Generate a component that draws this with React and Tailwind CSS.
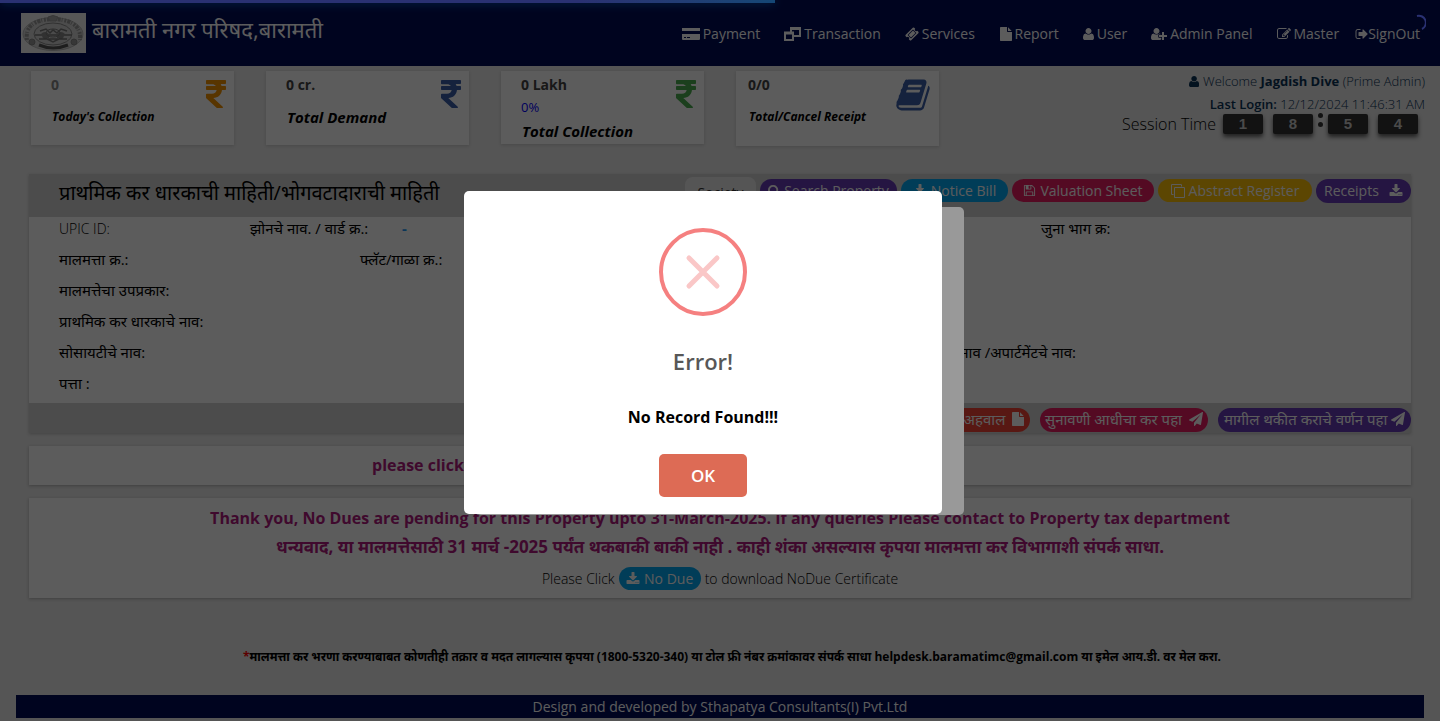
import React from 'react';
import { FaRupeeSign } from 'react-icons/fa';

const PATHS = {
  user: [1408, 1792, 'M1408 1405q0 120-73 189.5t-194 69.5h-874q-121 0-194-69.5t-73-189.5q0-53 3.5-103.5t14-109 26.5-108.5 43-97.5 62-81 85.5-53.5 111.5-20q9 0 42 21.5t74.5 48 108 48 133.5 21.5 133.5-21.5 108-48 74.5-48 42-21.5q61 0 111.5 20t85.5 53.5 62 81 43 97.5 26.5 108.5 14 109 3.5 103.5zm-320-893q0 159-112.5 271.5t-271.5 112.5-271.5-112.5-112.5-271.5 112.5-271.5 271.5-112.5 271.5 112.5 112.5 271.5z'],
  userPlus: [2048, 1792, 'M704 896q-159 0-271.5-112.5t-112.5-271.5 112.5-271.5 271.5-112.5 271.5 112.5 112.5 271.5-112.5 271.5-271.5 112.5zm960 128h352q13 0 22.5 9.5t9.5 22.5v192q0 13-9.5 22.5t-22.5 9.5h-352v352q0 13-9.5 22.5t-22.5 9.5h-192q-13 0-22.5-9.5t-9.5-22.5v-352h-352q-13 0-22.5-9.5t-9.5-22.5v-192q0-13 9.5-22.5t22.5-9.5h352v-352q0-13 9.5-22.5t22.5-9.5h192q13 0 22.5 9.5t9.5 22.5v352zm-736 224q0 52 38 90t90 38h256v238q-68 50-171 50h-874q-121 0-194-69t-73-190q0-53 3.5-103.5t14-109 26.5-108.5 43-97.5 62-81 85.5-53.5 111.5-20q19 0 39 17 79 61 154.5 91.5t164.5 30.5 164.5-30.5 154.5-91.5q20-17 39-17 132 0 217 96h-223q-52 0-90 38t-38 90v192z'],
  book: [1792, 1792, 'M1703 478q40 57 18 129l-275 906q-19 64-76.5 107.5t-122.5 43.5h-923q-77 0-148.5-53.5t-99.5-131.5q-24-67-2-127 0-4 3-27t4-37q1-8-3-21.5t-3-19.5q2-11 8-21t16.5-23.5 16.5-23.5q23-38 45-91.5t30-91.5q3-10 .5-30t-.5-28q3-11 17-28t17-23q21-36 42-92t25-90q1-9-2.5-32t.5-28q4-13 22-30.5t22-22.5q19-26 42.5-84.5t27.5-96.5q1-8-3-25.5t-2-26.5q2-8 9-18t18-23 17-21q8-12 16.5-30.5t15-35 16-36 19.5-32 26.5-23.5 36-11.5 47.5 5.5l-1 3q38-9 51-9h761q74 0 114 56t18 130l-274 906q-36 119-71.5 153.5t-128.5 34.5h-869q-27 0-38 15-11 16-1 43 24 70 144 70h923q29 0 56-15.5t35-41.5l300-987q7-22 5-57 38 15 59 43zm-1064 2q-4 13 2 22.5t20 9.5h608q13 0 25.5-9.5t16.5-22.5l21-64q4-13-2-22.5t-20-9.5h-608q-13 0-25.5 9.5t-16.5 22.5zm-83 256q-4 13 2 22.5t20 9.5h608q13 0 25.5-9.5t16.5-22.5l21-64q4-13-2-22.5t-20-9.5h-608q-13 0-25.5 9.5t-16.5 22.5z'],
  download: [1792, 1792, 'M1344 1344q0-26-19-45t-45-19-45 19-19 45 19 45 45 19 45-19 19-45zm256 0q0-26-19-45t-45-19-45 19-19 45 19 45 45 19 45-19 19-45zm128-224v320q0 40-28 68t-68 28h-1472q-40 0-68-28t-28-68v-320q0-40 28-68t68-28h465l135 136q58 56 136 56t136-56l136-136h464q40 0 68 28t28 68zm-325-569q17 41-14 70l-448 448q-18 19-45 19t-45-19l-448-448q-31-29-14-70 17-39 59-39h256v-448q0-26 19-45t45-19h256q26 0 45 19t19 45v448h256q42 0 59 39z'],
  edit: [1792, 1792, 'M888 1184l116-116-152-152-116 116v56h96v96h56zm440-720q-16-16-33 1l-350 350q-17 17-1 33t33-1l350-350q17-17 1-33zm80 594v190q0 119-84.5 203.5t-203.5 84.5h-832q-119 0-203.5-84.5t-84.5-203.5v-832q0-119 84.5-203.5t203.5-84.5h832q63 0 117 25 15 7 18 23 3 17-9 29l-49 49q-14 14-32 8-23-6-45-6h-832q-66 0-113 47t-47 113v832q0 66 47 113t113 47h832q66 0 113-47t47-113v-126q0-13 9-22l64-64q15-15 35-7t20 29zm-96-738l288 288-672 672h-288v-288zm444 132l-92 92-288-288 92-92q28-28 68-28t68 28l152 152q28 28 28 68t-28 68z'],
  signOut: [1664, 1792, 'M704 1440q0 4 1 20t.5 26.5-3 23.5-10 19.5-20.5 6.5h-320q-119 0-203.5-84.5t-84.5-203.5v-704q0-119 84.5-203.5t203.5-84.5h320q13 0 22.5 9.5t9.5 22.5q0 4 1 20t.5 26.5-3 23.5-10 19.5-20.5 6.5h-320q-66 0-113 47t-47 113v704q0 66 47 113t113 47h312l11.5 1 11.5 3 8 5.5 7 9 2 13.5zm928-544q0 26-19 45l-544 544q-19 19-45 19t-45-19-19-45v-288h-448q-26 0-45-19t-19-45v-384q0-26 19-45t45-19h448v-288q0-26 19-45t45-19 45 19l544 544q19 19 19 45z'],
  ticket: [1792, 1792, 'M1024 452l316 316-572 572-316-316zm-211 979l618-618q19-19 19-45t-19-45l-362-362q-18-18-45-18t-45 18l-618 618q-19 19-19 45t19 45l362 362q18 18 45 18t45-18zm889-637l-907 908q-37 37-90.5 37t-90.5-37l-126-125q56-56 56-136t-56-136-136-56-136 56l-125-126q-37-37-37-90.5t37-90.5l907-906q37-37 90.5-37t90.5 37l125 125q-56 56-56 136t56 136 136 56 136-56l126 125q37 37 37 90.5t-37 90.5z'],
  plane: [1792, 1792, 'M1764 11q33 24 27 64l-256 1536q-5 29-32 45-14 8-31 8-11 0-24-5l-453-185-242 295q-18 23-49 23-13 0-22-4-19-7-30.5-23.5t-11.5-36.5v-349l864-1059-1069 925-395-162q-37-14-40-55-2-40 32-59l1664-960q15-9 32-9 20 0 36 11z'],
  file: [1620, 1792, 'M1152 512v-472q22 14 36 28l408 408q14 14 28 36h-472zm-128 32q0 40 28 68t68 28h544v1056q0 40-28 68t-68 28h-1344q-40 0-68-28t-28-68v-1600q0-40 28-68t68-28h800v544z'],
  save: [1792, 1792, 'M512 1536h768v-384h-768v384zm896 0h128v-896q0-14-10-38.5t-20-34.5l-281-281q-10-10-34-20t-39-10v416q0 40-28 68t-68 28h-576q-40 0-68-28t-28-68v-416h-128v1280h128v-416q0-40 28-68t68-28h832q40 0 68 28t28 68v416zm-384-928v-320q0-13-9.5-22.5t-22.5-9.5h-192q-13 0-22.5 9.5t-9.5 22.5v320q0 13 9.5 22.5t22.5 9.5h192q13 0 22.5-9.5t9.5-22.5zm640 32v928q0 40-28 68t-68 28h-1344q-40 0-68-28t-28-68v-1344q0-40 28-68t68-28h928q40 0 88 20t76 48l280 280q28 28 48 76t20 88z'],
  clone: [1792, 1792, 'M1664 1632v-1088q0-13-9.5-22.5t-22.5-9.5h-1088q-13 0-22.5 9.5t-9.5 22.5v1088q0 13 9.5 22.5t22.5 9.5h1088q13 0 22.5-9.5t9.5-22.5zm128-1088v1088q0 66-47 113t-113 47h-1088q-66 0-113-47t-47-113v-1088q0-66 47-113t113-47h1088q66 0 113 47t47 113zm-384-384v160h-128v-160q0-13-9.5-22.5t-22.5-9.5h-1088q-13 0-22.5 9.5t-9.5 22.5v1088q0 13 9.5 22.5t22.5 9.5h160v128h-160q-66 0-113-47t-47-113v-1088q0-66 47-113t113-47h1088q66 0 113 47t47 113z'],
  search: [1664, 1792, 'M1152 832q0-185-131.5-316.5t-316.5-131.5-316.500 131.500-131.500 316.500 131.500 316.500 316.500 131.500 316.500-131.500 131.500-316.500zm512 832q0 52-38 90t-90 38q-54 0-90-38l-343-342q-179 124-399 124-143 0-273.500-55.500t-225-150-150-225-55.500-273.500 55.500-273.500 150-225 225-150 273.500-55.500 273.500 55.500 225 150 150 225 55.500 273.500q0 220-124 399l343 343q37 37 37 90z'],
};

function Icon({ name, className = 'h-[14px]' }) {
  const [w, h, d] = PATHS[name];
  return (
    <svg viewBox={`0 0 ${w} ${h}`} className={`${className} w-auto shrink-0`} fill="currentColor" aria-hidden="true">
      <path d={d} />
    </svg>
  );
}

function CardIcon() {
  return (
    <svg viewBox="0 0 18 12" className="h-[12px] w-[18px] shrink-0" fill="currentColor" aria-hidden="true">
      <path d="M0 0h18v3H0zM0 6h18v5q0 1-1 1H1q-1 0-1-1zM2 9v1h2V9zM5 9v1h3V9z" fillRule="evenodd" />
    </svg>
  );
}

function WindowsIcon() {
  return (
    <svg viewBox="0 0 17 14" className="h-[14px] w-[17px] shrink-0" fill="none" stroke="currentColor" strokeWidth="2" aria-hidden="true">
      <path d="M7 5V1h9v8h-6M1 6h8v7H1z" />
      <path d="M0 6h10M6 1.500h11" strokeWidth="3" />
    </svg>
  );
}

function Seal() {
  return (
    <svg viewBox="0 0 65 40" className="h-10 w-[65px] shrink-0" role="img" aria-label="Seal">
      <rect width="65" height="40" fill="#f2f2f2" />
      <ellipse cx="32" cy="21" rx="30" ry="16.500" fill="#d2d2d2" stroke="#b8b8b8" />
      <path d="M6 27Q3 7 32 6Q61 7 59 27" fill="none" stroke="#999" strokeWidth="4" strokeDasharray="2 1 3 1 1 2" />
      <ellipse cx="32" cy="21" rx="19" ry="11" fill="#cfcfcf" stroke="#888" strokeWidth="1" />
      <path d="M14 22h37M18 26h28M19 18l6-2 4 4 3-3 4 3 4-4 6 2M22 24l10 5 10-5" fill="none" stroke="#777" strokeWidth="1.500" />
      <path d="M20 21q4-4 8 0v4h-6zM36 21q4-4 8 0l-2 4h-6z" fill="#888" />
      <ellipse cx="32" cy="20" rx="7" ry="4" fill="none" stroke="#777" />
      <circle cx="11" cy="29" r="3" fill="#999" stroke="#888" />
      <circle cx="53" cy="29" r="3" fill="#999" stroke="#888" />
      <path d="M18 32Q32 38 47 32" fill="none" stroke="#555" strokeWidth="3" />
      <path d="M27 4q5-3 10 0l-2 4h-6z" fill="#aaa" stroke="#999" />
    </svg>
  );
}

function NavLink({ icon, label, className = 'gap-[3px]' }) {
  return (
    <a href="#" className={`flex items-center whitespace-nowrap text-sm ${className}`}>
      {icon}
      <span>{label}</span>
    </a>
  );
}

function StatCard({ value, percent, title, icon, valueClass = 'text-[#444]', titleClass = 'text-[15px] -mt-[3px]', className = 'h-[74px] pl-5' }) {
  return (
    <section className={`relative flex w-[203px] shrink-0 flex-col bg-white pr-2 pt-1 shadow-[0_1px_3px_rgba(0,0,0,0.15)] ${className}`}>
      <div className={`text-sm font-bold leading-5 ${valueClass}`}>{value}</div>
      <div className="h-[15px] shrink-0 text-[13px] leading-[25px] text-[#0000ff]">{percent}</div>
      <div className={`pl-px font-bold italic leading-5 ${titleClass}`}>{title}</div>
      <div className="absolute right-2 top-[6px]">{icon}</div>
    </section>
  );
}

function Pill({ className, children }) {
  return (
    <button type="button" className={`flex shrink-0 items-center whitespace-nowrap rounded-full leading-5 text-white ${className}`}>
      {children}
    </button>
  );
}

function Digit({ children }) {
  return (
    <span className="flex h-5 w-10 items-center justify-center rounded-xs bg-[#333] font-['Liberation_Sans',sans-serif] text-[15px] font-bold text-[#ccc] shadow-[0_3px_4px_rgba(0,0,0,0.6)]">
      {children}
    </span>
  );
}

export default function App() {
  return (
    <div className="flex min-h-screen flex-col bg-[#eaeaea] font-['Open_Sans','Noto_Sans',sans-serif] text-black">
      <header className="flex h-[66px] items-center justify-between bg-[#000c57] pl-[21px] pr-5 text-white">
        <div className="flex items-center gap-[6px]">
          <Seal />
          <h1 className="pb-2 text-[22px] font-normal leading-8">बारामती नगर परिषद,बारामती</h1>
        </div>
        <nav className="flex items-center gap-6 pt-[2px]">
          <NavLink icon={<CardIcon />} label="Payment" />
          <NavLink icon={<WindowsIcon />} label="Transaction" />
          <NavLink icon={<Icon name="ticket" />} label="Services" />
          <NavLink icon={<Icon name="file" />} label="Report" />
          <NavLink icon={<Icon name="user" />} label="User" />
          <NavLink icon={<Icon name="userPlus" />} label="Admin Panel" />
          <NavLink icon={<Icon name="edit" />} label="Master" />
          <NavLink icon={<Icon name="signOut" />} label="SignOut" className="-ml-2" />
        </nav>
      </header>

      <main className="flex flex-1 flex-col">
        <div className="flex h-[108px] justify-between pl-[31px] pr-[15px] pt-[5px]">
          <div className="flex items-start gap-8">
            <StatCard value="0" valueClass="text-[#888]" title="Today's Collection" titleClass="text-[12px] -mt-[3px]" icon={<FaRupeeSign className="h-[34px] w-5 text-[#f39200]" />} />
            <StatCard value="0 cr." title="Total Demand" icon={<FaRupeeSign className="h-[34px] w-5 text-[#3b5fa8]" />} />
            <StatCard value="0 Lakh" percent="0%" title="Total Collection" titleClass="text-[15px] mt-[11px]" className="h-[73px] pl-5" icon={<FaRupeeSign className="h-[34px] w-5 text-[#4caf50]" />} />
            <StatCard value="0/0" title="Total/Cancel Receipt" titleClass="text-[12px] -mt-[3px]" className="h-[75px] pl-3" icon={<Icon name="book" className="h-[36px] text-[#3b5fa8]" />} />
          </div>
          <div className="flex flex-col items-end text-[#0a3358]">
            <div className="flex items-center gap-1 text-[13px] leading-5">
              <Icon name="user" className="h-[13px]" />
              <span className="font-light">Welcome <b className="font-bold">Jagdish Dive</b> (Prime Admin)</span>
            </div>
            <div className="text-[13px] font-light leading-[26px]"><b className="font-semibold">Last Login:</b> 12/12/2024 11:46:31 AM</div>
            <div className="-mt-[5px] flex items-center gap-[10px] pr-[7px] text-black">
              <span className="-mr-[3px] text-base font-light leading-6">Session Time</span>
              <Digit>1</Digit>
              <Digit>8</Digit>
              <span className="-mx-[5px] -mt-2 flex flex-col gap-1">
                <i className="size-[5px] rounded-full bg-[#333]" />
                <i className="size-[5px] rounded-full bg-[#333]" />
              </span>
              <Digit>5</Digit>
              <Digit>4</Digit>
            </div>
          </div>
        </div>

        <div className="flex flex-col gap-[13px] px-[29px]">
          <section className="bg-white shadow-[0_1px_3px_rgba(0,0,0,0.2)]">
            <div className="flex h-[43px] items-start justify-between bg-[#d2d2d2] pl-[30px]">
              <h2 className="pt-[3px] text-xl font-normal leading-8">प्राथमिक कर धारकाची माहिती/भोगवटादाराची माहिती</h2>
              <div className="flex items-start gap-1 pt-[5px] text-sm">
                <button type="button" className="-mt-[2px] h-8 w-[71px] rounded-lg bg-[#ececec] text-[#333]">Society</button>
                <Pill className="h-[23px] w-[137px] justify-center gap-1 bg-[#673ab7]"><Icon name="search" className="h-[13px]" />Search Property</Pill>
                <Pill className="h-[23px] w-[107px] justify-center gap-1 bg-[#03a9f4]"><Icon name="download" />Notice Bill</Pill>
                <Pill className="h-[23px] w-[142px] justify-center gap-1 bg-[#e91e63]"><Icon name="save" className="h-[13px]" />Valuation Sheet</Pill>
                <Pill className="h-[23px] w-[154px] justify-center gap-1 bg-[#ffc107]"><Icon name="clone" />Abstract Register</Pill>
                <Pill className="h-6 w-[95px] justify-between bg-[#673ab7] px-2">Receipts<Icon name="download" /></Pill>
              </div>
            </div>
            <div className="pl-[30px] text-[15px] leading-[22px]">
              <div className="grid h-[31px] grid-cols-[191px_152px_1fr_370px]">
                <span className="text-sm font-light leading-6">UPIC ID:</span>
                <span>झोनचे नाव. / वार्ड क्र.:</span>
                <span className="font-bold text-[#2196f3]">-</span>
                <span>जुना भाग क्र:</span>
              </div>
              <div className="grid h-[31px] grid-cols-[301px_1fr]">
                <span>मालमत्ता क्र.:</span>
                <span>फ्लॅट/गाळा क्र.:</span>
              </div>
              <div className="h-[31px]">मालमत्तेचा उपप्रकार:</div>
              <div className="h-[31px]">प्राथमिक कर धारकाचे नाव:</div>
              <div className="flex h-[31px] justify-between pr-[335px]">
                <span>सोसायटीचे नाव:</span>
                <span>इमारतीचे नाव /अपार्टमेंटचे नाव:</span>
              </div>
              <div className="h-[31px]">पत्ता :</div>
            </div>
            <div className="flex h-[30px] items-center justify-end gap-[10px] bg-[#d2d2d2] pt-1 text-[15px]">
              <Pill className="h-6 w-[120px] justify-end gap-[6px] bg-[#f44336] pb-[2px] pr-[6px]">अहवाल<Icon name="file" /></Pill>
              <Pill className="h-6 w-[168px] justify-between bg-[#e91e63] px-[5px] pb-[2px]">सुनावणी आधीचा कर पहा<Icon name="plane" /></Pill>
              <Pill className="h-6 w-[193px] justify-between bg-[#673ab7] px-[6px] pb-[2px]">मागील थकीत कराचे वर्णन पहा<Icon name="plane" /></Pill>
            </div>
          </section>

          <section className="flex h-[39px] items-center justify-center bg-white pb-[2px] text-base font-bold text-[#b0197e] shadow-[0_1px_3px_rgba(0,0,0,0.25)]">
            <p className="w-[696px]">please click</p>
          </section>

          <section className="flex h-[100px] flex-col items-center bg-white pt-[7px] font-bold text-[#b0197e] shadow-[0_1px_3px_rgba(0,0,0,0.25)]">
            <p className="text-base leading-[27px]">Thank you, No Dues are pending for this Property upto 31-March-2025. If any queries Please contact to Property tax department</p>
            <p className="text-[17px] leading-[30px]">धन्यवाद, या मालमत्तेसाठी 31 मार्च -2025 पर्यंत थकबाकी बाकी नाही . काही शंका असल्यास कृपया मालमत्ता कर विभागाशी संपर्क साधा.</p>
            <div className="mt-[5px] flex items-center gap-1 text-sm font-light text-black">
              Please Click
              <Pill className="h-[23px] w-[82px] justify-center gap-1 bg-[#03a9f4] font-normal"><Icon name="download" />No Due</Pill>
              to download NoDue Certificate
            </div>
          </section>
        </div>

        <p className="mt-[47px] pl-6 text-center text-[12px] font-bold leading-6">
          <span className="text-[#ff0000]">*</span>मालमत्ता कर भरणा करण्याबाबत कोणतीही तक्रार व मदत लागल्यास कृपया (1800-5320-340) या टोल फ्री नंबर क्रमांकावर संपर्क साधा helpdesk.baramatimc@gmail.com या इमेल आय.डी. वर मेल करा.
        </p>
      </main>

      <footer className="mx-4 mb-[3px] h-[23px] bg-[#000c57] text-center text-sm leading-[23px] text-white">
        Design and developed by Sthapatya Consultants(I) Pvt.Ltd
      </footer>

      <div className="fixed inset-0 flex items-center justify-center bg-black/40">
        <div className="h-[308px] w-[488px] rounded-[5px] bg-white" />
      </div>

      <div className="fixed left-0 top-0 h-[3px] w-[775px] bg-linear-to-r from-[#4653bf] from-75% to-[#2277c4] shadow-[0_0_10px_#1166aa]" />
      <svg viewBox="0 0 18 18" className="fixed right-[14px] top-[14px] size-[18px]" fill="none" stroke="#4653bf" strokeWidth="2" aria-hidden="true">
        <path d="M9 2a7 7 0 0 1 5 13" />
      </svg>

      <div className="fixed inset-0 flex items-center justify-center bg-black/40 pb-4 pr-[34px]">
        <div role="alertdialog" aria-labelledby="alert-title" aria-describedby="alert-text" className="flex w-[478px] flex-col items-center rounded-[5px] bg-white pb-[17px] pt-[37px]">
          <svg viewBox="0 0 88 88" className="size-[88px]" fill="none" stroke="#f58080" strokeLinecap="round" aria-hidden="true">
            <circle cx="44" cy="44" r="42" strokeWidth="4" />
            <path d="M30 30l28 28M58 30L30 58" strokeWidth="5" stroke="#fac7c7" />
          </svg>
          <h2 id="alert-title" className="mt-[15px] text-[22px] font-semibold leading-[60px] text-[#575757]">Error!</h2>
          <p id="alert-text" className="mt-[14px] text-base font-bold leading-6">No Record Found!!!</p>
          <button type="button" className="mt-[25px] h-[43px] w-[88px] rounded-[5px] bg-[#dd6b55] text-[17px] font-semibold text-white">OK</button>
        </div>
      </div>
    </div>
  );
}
**********
Instructions to follow: Which lines of the material contain the string "this"? List each of them.

Full response:
Generate a component that draws this with React and Tailwind CSS.
            <p className="text-base leading-[27px]">Thank you, No Dues are pending for this Property upto 31-March-2025. If any queries Please contact to Property tax department</p>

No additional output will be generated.